### SUPPLIED DATA
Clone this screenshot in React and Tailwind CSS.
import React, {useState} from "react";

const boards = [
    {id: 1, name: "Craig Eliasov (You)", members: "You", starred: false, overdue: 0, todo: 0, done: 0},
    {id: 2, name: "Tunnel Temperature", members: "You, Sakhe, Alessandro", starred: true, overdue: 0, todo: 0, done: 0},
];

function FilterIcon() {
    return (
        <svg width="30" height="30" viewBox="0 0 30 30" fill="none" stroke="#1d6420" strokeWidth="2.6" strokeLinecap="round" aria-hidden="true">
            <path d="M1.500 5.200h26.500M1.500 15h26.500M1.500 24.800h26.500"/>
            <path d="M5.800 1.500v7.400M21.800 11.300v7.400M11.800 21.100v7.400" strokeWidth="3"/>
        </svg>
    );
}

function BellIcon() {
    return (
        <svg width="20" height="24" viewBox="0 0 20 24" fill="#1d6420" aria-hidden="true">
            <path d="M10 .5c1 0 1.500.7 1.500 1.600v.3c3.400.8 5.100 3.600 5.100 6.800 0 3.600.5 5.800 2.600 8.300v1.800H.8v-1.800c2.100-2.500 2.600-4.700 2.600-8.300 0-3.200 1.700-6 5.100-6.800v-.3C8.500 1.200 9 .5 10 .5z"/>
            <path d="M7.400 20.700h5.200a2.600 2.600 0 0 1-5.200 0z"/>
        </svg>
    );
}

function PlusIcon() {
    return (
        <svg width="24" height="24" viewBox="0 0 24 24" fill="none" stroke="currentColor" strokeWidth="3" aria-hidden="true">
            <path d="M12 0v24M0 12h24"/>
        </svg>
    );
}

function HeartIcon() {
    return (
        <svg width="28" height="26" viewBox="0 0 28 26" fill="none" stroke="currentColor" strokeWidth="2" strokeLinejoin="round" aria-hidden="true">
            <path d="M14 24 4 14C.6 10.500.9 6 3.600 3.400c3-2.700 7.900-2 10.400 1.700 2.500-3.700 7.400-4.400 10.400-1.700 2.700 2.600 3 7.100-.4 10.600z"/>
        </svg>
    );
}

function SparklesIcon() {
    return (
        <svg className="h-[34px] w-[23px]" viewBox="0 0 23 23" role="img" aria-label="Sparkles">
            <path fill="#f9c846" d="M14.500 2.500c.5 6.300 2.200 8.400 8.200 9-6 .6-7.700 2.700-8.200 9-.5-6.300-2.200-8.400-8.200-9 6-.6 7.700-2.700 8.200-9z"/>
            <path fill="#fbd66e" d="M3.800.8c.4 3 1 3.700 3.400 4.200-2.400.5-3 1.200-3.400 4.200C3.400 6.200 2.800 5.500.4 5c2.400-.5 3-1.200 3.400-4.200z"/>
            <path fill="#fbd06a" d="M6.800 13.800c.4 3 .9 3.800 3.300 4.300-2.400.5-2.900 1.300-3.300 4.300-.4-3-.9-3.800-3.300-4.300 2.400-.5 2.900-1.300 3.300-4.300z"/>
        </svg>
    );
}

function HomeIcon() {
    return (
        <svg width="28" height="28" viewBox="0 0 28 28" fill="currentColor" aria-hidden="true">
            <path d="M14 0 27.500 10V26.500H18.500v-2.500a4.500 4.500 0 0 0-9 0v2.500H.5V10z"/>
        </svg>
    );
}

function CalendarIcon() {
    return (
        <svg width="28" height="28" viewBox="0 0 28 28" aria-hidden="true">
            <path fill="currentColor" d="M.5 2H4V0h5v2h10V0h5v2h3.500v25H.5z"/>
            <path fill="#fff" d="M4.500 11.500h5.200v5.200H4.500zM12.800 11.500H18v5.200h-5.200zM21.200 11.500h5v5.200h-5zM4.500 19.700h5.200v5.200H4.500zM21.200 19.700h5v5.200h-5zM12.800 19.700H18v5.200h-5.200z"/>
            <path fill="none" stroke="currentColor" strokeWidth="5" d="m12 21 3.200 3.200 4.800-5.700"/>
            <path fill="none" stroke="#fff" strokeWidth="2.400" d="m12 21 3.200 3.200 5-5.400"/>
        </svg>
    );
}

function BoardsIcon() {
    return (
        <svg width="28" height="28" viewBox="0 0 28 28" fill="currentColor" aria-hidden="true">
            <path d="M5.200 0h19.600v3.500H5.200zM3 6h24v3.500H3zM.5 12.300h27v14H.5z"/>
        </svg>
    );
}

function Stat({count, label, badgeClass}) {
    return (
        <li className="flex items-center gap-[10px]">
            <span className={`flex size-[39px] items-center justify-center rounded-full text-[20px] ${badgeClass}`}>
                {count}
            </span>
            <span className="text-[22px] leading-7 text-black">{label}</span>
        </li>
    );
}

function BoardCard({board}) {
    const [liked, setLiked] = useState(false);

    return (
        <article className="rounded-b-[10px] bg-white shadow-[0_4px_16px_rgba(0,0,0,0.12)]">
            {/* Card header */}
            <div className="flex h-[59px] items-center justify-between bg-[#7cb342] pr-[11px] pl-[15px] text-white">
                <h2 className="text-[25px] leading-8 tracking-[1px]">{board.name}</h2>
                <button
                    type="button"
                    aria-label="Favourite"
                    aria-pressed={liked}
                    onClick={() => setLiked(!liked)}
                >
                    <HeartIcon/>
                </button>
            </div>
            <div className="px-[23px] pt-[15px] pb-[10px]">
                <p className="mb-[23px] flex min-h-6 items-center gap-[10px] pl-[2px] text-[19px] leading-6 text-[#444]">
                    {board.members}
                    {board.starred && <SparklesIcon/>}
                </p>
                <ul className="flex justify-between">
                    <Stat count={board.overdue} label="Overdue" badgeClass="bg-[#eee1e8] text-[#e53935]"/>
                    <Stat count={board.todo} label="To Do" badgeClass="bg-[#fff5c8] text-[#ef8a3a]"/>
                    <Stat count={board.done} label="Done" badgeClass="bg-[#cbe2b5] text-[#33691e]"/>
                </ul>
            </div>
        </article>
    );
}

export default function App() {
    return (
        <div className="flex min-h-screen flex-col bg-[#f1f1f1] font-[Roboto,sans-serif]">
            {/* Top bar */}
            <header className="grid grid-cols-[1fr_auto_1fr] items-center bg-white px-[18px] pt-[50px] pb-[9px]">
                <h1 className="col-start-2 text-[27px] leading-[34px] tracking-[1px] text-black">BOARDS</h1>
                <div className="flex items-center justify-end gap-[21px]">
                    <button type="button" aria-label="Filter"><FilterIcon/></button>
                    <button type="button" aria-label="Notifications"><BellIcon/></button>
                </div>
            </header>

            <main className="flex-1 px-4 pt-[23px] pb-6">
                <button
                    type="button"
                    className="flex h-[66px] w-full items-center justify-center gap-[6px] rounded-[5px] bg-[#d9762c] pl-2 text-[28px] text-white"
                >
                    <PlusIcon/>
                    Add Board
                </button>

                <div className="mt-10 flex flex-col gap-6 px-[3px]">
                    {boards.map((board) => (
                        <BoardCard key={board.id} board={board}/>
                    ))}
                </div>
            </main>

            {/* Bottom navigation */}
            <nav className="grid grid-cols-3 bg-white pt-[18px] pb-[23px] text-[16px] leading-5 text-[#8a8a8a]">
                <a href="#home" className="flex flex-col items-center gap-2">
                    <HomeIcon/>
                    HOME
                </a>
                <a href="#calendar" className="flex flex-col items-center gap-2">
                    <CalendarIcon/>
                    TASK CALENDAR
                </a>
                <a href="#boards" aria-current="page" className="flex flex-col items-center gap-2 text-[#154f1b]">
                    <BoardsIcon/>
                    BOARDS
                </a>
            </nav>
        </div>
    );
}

...

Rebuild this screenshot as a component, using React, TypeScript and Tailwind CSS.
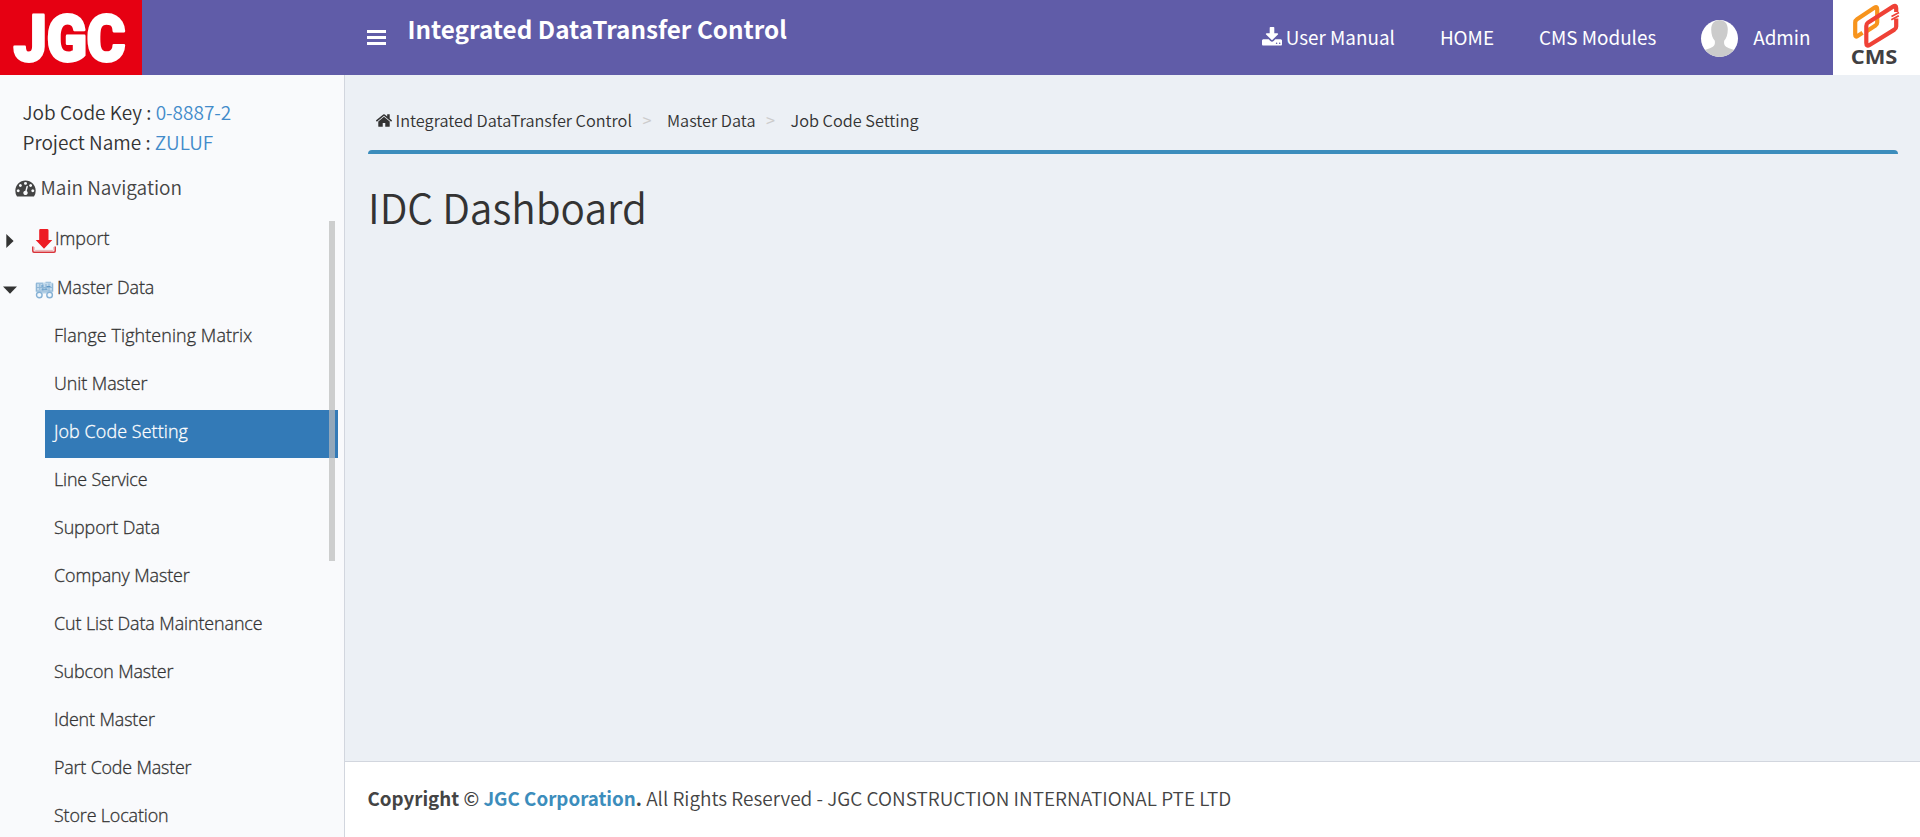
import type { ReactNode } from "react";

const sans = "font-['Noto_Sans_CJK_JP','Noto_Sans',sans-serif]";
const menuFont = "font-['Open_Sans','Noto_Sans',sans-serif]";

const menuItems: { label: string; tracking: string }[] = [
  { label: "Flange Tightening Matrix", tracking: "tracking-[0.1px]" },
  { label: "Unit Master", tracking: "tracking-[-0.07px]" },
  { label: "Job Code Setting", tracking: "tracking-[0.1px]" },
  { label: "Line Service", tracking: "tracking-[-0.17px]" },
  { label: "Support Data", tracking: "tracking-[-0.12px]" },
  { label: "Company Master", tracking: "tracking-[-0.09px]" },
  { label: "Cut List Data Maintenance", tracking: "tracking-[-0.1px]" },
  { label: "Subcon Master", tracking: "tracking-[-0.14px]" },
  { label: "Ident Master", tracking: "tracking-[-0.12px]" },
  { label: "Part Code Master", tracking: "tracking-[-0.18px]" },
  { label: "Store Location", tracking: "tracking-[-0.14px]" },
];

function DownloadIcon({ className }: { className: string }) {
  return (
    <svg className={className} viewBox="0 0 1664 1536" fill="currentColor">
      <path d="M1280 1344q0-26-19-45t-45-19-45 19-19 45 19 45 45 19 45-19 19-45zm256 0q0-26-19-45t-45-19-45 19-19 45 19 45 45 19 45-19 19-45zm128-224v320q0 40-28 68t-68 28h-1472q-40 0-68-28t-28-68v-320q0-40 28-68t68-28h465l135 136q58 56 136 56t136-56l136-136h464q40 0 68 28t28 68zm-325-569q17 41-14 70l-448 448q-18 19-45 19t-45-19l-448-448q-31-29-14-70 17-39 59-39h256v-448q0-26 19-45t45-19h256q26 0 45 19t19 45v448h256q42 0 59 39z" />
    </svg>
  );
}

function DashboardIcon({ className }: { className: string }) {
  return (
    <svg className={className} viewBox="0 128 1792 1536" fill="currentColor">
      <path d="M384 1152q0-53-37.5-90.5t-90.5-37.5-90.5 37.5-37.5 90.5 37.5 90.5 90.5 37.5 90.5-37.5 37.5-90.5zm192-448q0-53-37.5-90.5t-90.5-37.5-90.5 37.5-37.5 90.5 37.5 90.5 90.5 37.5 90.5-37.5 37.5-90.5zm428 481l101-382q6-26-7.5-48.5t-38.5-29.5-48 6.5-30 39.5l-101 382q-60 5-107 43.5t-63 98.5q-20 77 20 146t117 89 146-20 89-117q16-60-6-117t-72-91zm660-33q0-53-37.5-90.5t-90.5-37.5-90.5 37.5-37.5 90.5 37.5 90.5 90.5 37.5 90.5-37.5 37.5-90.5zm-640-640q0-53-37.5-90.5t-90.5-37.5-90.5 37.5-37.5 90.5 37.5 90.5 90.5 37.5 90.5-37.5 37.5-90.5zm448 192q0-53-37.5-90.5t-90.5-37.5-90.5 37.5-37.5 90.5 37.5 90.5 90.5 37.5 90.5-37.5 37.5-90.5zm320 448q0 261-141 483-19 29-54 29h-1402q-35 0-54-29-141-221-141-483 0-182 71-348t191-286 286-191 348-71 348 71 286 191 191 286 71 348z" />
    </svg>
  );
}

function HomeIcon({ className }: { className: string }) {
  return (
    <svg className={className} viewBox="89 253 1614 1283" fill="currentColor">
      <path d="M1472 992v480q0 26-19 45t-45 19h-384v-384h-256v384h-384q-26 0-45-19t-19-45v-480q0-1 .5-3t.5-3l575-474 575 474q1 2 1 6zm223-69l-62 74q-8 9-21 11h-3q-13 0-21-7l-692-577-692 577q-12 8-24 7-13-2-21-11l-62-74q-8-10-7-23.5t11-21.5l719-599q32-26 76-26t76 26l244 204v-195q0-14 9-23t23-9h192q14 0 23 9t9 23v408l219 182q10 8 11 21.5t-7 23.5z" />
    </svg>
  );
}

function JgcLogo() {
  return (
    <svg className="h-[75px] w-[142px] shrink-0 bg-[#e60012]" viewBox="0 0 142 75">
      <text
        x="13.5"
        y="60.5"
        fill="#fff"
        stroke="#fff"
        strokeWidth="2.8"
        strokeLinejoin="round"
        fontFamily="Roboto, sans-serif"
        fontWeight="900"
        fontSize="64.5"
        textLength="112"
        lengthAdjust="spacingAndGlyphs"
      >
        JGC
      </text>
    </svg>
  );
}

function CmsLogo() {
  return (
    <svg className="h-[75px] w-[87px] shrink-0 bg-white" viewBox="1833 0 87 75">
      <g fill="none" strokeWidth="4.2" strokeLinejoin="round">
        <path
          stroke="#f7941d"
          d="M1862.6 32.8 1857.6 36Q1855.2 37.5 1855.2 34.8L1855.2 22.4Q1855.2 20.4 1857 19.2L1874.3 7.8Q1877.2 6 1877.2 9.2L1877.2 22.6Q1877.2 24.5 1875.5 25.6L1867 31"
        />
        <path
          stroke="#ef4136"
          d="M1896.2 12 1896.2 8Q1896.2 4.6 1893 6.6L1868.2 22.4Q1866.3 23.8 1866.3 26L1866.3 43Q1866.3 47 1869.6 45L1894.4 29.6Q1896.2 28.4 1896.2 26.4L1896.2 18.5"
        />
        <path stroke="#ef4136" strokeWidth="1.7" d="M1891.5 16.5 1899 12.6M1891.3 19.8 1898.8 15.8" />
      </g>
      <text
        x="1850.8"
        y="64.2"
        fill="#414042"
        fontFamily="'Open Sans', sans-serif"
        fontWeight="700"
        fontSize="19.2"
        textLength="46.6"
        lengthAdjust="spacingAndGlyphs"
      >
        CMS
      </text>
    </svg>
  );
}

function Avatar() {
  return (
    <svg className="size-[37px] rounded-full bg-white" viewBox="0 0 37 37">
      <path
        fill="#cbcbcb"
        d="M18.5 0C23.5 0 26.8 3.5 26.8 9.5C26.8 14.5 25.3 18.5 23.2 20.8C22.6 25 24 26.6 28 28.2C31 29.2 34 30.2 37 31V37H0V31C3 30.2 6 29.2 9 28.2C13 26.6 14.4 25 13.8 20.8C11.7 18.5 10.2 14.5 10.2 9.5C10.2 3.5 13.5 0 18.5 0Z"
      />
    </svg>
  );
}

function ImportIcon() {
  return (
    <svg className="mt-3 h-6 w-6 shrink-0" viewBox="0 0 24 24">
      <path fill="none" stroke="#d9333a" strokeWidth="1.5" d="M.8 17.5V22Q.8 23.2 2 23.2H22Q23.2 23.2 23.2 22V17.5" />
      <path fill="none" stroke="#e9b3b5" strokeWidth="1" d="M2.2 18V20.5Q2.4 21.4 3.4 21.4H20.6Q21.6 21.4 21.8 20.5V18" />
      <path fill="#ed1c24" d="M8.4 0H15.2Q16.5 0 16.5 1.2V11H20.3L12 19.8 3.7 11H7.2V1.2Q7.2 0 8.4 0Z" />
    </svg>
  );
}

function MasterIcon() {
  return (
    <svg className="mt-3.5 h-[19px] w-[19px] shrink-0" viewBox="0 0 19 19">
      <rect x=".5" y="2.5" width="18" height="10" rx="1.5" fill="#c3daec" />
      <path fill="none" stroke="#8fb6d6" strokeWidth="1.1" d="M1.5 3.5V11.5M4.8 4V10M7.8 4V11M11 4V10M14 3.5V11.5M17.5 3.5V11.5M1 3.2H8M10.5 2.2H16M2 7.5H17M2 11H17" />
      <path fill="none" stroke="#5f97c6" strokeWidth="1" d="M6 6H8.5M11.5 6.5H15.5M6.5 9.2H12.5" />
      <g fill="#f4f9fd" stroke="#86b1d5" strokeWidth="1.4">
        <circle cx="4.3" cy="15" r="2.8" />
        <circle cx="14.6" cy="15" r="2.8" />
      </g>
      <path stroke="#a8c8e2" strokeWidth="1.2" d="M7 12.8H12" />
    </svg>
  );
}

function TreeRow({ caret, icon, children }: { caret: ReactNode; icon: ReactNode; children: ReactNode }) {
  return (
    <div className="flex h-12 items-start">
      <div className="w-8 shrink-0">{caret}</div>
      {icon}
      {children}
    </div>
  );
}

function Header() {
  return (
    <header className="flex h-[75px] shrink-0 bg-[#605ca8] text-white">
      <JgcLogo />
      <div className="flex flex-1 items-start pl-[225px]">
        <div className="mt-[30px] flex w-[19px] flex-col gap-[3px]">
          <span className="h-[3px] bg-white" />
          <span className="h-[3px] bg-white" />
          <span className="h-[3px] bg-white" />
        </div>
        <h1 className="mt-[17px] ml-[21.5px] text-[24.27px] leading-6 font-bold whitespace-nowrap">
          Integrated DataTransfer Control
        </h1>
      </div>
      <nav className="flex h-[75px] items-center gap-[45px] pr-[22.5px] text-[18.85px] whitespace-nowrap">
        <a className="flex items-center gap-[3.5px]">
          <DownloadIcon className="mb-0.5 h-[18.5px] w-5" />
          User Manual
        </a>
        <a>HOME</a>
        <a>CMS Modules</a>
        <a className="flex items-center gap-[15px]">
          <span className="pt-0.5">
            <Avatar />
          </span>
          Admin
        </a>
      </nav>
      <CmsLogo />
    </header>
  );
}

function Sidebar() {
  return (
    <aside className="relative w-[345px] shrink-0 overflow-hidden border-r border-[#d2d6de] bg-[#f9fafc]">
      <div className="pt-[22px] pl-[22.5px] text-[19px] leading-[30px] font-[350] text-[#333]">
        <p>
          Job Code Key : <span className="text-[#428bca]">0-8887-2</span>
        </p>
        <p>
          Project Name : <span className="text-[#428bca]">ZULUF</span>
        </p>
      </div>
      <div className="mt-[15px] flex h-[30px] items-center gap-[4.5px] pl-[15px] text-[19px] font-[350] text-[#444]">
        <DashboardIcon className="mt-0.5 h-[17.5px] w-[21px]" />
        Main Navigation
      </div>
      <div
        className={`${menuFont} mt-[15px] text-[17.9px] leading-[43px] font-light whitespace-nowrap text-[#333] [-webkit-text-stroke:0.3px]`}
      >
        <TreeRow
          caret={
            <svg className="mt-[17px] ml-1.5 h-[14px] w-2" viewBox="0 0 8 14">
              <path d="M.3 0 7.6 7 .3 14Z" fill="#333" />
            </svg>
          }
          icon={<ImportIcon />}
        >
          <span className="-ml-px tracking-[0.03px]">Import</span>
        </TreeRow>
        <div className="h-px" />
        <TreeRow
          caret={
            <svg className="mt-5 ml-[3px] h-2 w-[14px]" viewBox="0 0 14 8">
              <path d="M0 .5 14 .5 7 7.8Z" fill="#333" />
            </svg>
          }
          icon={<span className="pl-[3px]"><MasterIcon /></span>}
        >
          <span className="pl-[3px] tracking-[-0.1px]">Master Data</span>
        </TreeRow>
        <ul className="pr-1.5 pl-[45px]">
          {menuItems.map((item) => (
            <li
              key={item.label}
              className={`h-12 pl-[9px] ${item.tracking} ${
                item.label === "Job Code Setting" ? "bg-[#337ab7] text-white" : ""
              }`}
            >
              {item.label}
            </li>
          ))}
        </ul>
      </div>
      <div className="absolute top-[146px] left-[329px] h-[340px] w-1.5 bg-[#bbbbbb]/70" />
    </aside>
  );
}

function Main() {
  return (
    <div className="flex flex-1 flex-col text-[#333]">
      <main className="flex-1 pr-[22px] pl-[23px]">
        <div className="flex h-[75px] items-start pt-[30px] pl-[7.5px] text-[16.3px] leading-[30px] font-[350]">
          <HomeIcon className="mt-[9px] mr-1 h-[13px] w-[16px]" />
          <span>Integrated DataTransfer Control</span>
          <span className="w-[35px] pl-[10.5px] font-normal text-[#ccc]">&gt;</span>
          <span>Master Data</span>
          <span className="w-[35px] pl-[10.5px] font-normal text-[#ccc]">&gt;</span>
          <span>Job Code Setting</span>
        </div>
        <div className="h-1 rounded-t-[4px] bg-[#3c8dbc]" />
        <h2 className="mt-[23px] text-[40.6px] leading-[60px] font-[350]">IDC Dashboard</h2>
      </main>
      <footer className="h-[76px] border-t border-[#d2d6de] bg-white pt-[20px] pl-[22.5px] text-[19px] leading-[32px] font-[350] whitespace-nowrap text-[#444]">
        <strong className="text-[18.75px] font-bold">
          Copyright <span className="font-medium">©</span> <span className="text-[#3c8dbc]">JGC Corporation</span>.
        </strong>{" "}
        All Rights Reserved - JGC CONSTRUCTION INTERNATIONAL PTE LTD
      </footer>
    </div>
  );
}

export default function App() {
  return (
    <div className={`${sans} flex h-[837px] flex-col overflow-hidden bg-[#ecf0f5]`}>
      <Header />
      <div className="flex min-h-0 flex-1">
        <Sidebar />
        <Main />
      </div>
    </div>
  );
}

### TO BE DONE
From the data above, pick out each line containing "Tailwind" and copy it.

### EXERCISE RESPONSE
Clone this screenshot in React and Tailwind CSS.
Rebuild this screenshot as a component, using React, TypeScript and Tailwind CSS.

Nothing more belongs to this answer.